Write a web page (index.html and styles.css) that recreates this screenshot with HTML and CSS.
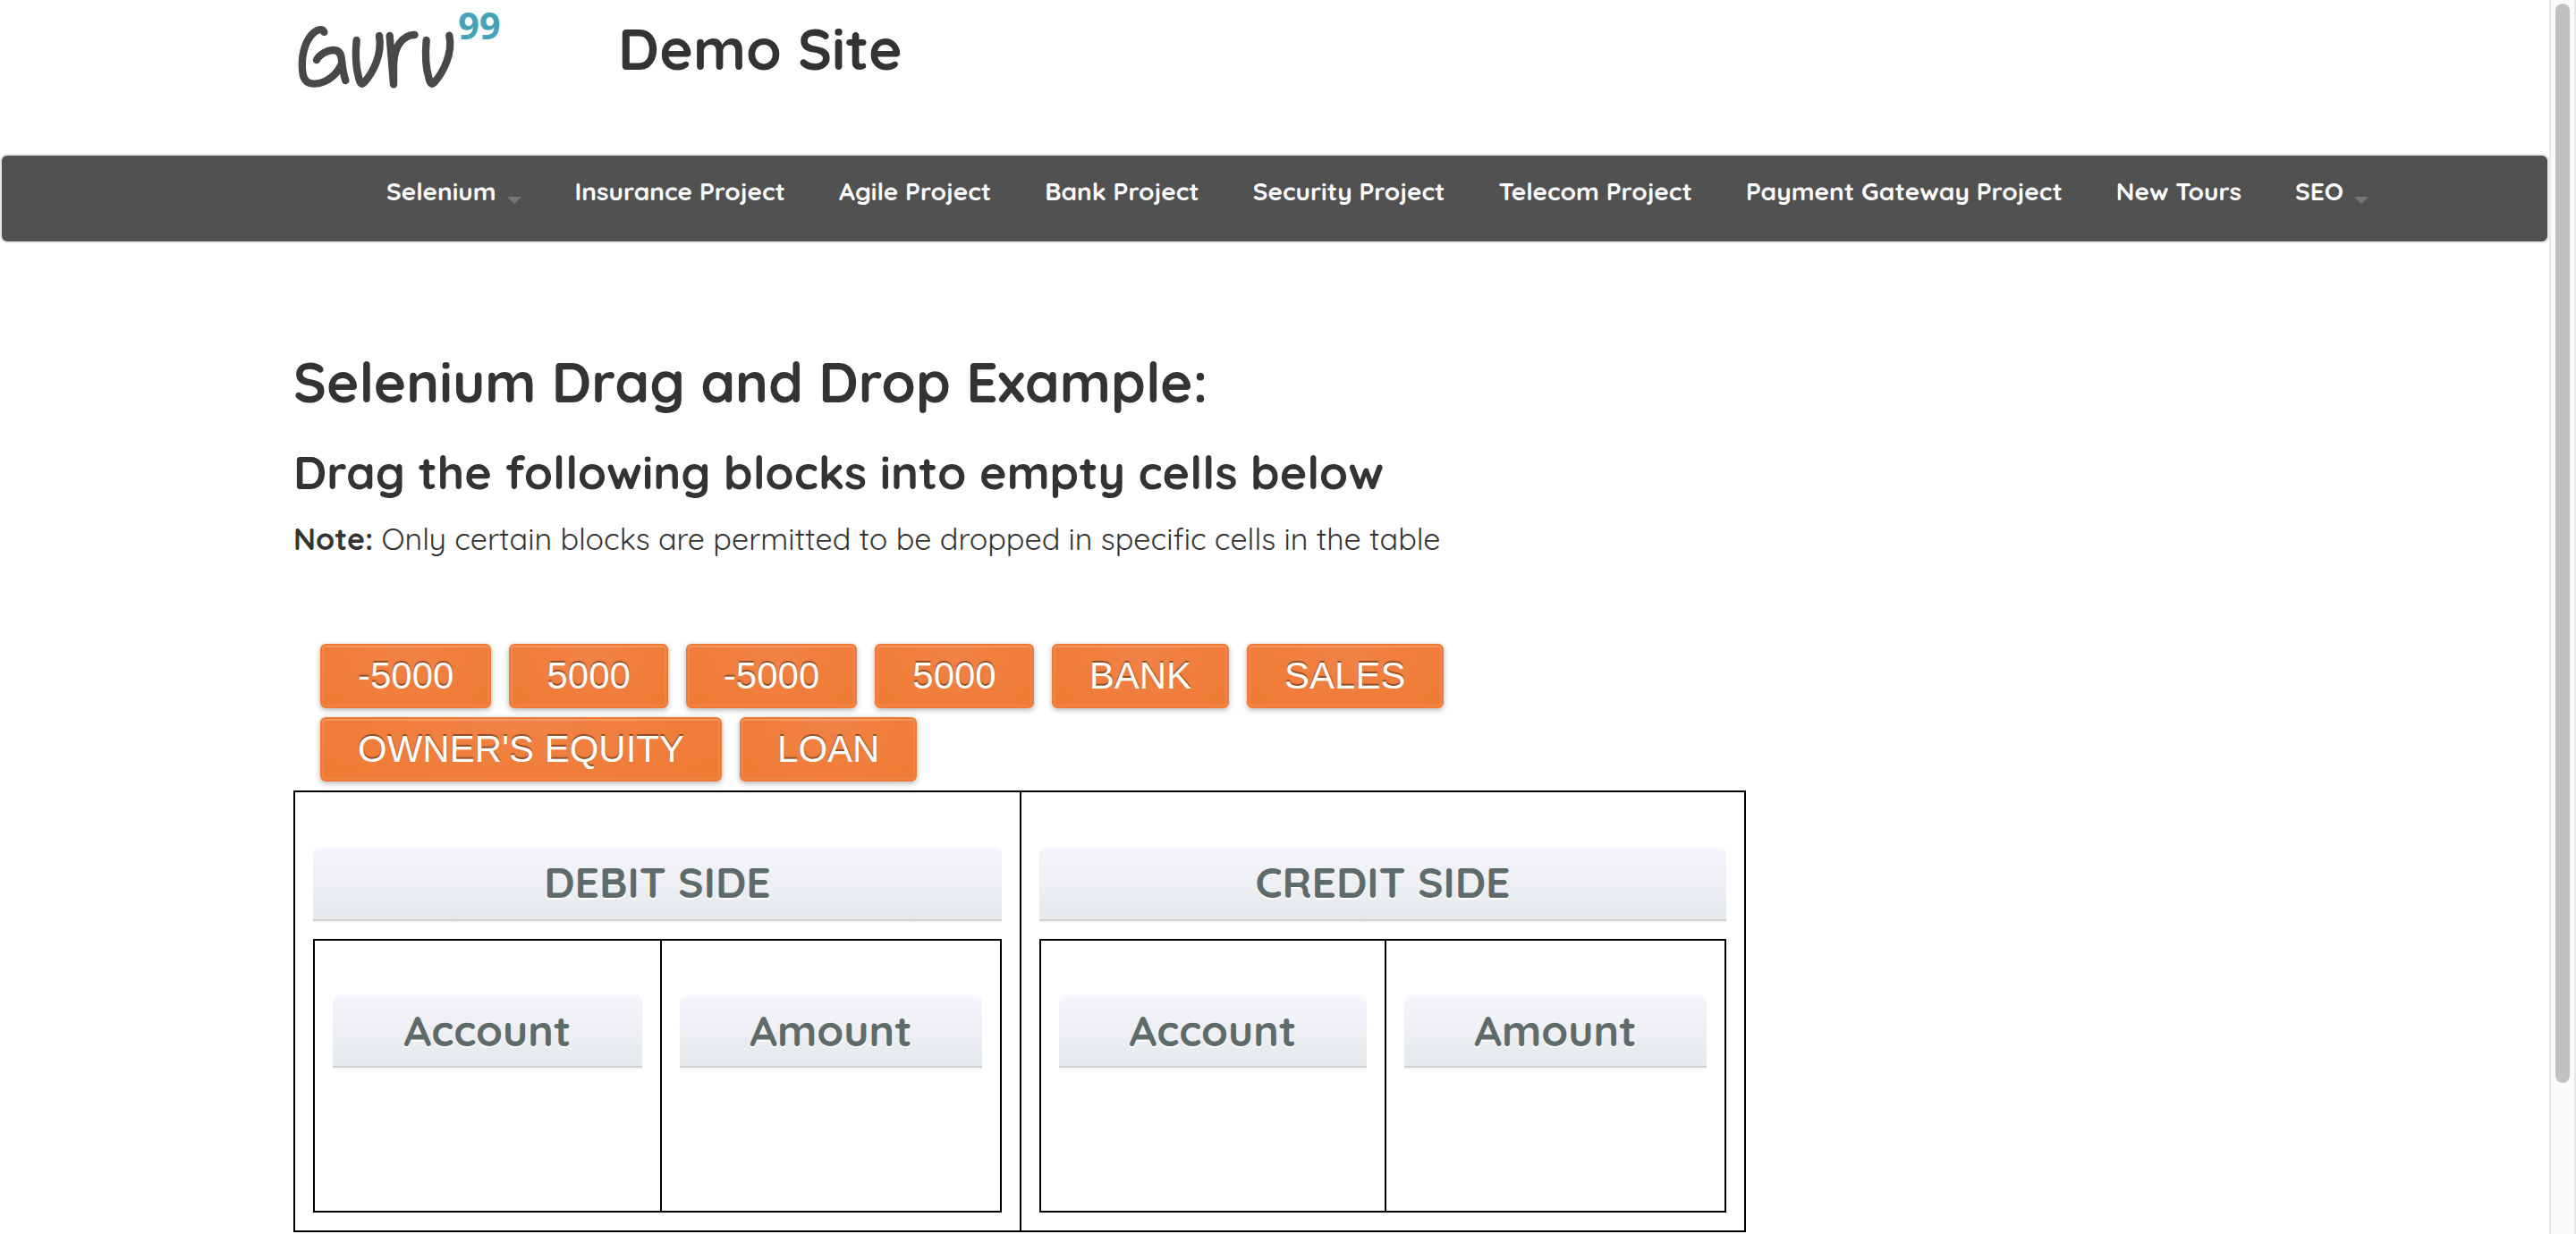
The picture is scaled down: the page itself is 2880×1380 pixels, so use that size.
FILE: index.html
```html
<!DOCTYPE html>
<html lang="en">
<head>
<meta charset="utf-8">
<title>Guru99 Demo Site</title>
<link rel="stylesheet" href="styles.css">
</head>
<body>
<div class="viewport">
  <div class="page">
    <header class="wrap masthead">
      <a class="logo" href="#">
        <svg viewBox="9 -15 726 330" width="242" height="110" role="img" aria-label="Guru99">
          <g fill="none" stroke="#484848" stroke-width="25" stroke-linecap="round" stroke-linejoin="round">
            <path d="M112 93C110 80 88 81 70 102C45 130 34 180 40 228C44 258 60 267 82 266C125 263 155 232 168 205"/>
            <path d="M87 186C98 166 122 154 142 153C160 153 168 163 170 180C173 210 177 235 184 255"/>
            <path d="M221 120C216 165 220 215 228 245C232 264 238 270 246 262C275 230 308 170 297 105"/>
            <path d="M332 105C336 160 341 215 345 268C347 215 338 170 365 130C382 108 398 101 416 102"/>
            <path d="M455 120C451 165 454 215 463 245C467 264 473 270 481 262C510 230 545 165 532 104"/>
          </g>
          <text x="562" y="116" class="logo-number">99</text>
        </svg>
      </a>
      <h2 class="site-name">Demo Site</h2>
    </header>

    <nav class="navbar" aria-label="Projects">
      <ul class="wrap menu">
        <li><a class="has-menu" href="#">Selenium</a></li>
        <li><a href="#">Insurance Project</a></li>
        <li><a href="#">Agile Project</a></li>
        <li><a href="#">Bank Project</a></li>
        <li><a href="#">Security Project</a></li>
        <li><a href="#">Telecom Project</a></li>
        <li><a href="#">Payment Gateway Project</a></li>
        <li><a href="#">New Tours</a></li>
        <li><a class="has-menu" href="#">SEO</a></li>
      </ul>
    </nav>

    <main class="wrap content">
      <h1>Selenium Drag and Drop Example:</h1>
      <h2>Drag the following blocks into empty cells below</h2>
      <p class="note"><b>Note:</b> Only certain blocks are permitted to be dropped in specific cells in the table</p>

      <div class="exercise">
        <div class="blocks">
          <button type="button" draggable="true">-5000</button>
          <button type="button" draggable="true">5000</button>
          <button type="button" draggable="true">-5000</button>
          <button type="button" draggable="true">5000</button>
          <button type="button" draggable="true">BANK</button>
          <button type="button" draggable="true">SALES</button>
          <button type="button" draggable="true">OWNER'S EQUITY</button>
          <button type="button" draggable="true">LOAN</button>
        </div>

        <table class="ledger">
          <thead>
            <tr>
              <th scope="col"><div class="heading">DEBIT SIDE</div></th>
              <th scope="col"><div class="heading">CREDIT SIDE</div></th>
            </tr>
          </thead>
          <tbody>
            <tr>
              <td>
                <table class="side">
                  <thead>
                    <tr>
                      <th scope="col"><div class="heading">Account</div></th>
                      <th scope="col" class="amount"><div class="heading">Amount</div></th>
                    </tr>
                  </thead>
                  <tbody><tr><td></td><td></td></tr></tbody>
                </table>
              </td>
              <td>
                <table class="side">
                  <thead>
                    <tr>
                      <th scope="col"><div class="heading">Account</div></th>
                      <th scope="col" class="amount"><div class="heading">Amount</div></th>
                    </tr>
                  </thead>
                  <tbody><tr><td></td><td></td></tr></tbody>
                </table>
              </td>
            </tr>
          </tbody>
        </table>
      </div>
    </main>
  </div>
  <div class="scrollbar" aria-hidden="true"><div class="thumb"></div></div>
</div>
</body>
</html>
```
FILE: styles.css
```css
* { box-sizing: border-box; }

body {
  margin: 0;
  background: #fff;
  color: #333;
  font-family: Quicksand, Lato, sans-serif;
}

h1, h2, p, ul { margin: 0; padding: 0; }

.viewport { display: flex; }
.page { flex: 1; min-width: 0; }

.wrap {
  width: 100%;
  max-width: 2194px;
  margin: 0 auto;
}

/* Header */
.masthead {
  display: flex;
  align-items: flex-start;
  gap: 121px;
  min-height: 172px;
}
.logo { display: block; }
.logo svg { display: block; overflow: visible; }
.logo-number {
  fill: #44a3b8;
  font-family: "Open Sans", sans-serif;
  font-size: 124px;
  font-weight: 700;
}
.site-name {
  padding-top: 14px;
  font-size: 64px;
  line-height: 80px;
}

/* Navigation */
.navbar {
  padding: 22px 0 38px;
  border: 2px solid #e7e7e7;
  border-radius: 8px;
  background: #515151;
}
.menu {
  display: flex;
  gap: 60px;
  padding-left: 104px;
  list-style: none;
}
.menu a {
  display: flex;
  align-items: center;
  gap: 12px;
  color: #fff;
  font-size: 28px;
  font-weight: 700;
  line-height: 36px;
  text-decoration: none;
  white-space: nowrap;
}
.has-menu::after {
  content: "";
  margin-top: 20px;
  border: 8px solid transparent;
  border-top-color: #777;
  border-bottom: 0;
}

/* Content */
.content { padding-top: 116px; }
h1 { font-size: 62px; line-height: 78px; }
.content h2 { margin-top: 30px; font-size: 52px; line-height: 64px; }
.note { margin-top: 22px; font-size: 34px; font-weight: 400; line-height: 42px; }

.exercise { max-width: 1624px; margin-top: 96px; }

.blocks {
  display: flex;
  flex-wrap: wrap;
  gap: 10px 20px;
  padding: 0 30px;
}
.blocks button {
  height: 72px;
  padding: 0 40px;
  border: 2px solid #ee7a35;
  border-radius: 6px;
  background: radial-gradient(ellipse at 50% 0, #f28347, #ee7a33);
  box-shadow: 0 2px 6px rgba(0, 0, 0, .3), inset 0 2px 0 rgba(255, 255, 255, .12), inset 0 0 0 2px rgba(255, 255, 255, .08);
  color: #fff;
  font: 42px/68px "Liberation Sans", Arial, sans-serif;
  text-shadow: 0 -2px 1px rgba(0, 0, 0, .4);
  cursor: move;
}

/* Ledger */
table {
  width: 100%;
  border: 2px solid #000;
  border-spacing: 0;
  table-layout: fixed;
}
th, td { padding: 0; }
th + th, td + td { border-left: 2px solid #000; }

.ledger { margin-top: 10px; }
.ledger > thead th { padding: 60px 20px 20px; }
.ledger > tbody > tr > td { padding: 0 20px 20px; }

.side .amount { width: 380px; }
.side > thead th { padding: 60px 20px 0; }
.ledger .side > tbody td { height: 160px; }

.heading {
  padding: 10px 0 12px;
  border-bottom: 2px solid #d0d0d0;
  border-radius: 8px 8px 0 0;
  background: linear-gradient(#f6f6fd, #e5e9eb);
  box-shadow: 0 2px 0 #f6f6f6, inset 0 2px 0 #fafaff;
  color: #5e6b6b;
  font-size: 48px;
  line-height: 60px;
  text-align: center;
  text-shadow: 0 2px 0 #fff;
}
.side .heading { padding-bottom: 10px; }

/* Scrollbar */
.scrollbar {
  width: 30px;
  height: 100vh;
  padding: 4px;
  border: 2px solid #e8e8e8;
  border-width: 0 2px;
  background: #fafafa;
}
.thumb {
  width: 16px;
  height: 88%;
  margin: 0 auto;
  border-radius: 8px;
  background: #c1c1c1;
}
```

◆ ◆ ◆ ◆

Give the data above again in full and unchanged, skipping the pictures.

Write a web page (index.html and styles.css) that recreates this screenshot with HTML and CSS.
The picture is scaled down: the page itself is 2880×1380 pixels, so use that size.
FILE: index.html
```html
<!DOCTYPE html>
<html lang="en">
<head>
<meta charset="utf-8">
<title>Guru99 Demo Site</title>
<link rel="stylesheet" href="styles.css">
</head>
<body>
<div class="viewport">
  <div class="page">
    <header class="wrap masthead">
      <a class="logo" href="#">
        <svg viewBox="9 -15 726 330" width="242" height="110" role="img" aria-label="Guru99">
          <g fill="none" stroke="#484848" stroke-width="25" stroke-linecap="round" stroke-linejoin="round">
            <path d="M112 93C110 80 88 81 70 102C45 130 34 180 40 228C44 258 60 267 82 266C125 263 155 232 168 205"/>
            <path d="M87 186C98 166 122 154 142 153C160 153 168 163 170 180C173 210 177 235 184 255"/>
            <path d="M221 120C216 165 220 215 228 245C232 264 238 270 246 262C275 230 308 170 297 105"/>
            <path d="M332 105C336 160 341 215 345 268C347 215 338 170 365 130C382 108 398 101 416 102"/>
            <path d="M455 120C451 165 454 215 463 245C467 264 473 270 481 262C510 230 545 165 532 104"/>
          </g>
          <text x="562" y="116" class="logo-number">99</text>
        </svg>
      </a>
      <h2 class="site-name">Demo Site</h2>
    </header>

    <nav class="navbar" aria-label="Projects">
      <ul class="wrap menu">
        <li><a class="has-menu" href="#">Selenium</a></li>
        <li><a href="#">Insurance Project</a></li>
        <li><a href="#">Agile Project</a></li>
        <li><a href="#">Bank Project</a></li>
        <li><a href="#">Security Project</a></li>
        <li><a href="#">Telecom Project</a></li>
        <li><a href="#">Payment Gateway Project</a></li>
        <li><a href="#">New Tours</a></li>
        <li><a class="has-menu" href="#">SEO</a></li>
      </ul>
    </nav>

    <main class="wrap content">
      <h1>Selenium Drag and Drop Example:</h1>
      <h2>Drag the following blocks into empty cells below</h2>
      <p class="note"><b>Note:</b> Only certain blocks are permitted to be dropped in specific cells in the table</p>

      <div class="exercise">
        <div class="blocks">
          <button type="button" draggable="true">-5000</button>
          <button type="button" draggable="true">5000</button>
          <button type="button" draggable="true">-5000</button>
          <button type="button" draggable="true">5000</button>
          <button type="button" draggable="true">BANK</button>
          <button type="button" draggable="true">SALES</button>
          <button type="button" draggable="true">OWNER'S EQUITY</button>
          <button type="button" draggable="true">LOAN</button>
        </div>

        <table class="ledger">
          <thead>
            <tr>
              <th scope="col"><div class="heading">DEBIT SIDE</div></th>
              <th scope="col"><div class="heading">CREDIT SIDE</div></th>
            </tr>
          </thead>
          <tbody>
            <tr>
              <td>
                <table class="side">
                  <thead>
                    <tr>
                      <th scope="col"><div class="heading">Account</div></th>
                      <th scope="col" class="amount"><div class="heading">Amount</div></th>
                    </tr>
                  </thead>
                  <tbody><tr><td></td><td></td></tr></tbody>
                </table>
              </td>
              <td>
                <table class="side">
                  <thead>
                    <tr>
                      <th scope="col"><div class="heading">Account</div></th>
                      <th scope="col" class="amount"><div class="heading">Amount</div></th>
                    </tr>
                  </thead>
                  <tbody><tr><td></td><td></td></tr></tbody>
                </table>
              </td>
            </tr>
          </tbody>
        </table>
      </div>
    </main>
  </div>
  <div class="scrollbar" aria-hidden="true"><div class="thumb"></div></div>
</div>
</body>
</html>
```
FILE: styles.css
```css
* { box-sizing: border-box; }

body {
  margin: 0;
  background: #fff;
  color: #333;
  font-family: Quicksand, Lato, sans-serif;
}

h1, h2, p, ul { margin: 0; padding: 0; }

.viewport { display: flex; }
.page { flex: 1; min-width: 0; }

.wrap {
  width: 100%;
  max-width: 2194px;
  margin: 0 auto;
}

/* Header */
.masthead {
  display: flex;
  align-items: flex-start;
  gap: 121px;
  min-height: 172px;
}
.logo { display: block; }
.logo svg { display: block; overflow: visible; }
.logo-number {
  fill: #44a3b8;
  font-family: "Open Sans", sans-serif;
  font-size: 124px;
  font-weight: 700;
}
.site-name {
  padding-top: 14px;
  font-size: 64px;
  line-height: 80px;
}

/* Navigation */
.navbar {
  padding: 22px 0 38px;
  border: 2px solid #e7e7e7;
  border-radius: 8px;
  background: #515151;
}
.menu {
  display: flex;
  gap: 60px;
  padding-left: 104px;
  list-style: none;
}
.menu a {
  display: flex;
  align-items: center;
  gap: 12px;
  color: #fff;
  font-size: 28px;
  font-weight: 700;
  line-height: 36px;
  text-decoration: none;
  white-space: nowrap;
}
.has-menu::after {
  content: "";
  margin-top: 20px;
  border: 8px solid transparent;
  border-top-color: #777;
  border-bottom: 0;
}

/* Content */
.content { padding-top: 116px; }
h1 { font-size: 62px; line-height: 78px; }
.content h2 { margin-top: 30px; font-size: 52px; line-height: 64px; }
.note { margin-top: 22px; font-size: 34px; font-weight: 400; line-height: 42px; }

.exercise { max-width: 1624px; margin-top: 96px; }

.blocks {
  display: flex;
  flex-wrap: wrap;
  gap: 10px 20px;
  padding: 0 30px;
}
.blocks button {
  height: 72px;
  padding: 0 40px;
  border: 2px solid #ee7a35;
  border-radius: 6px;
  background: radial-gradient(ellipse at 50% 0, #f28347, #ee7a33);
  box-shadow: 0 2px 6px rgba(0, 0, 0, .3), inset 0 2px 0 rgba(255, 255, 255, .12), inset 0 0 0 2px rgba(255, 255, 255, .08);
  color: #fff;
  font: 42px/68px "Liberation Sans", Arial, sans-serif;
  text-shadow: 0 -2px 1px rgba(0, 0, 0, .4);
  cursor: move;
}

/* Ledger */
table {
  width: 100%;
  border: 2px solid #000;
  border-spacing: 0;
  table-layout: fixed;
}
th, td { padding: 0; }
th + th, td + td { border-left: 2px solid #000; }

.ledger { margin-top: 10px; }
.ledger > thead th { padding: 60px 20px 20px; }
.ledger > tbody > tr > td { padding: 0 20px 20px; }

.side .amount { width: 380px; }
.side > thead th { padding: 60px 20px 0; }
.ledger .side > tbody td { height: 160px; }

.heading {
  padding: 10px 0 12px;
  border-bottom: 2px solid #d0d0d0;
  border-radius: 8px 8px 0 0;
  background: linear-gradient(#f6f6fd, #e5e9eb);
  box-shadow: 0 2px 0 #f6f6f6, inset 0 2px 0 #fafaff;
  color: #5e6b6b;
  font-size: 48px;
  line-height: 60px;
  text-align: center;
  text-shadow: 0 2px 0 #fff;
}
.side .heading { padding-bottom: 10px; }

/* Scrollbar */
.scrollbar {
  width: 30px;
  height: 100vh;
  padding: 4px;
  border: 2px solid #e8e8e8;
  border-width: 0 2px;
  background: #fafafa;
}
.thumb {
  width: 16px;
  height: 88%;
  margin: 0 auto;
  border-radius: 8px;
  background: #c1c1c1;
}
```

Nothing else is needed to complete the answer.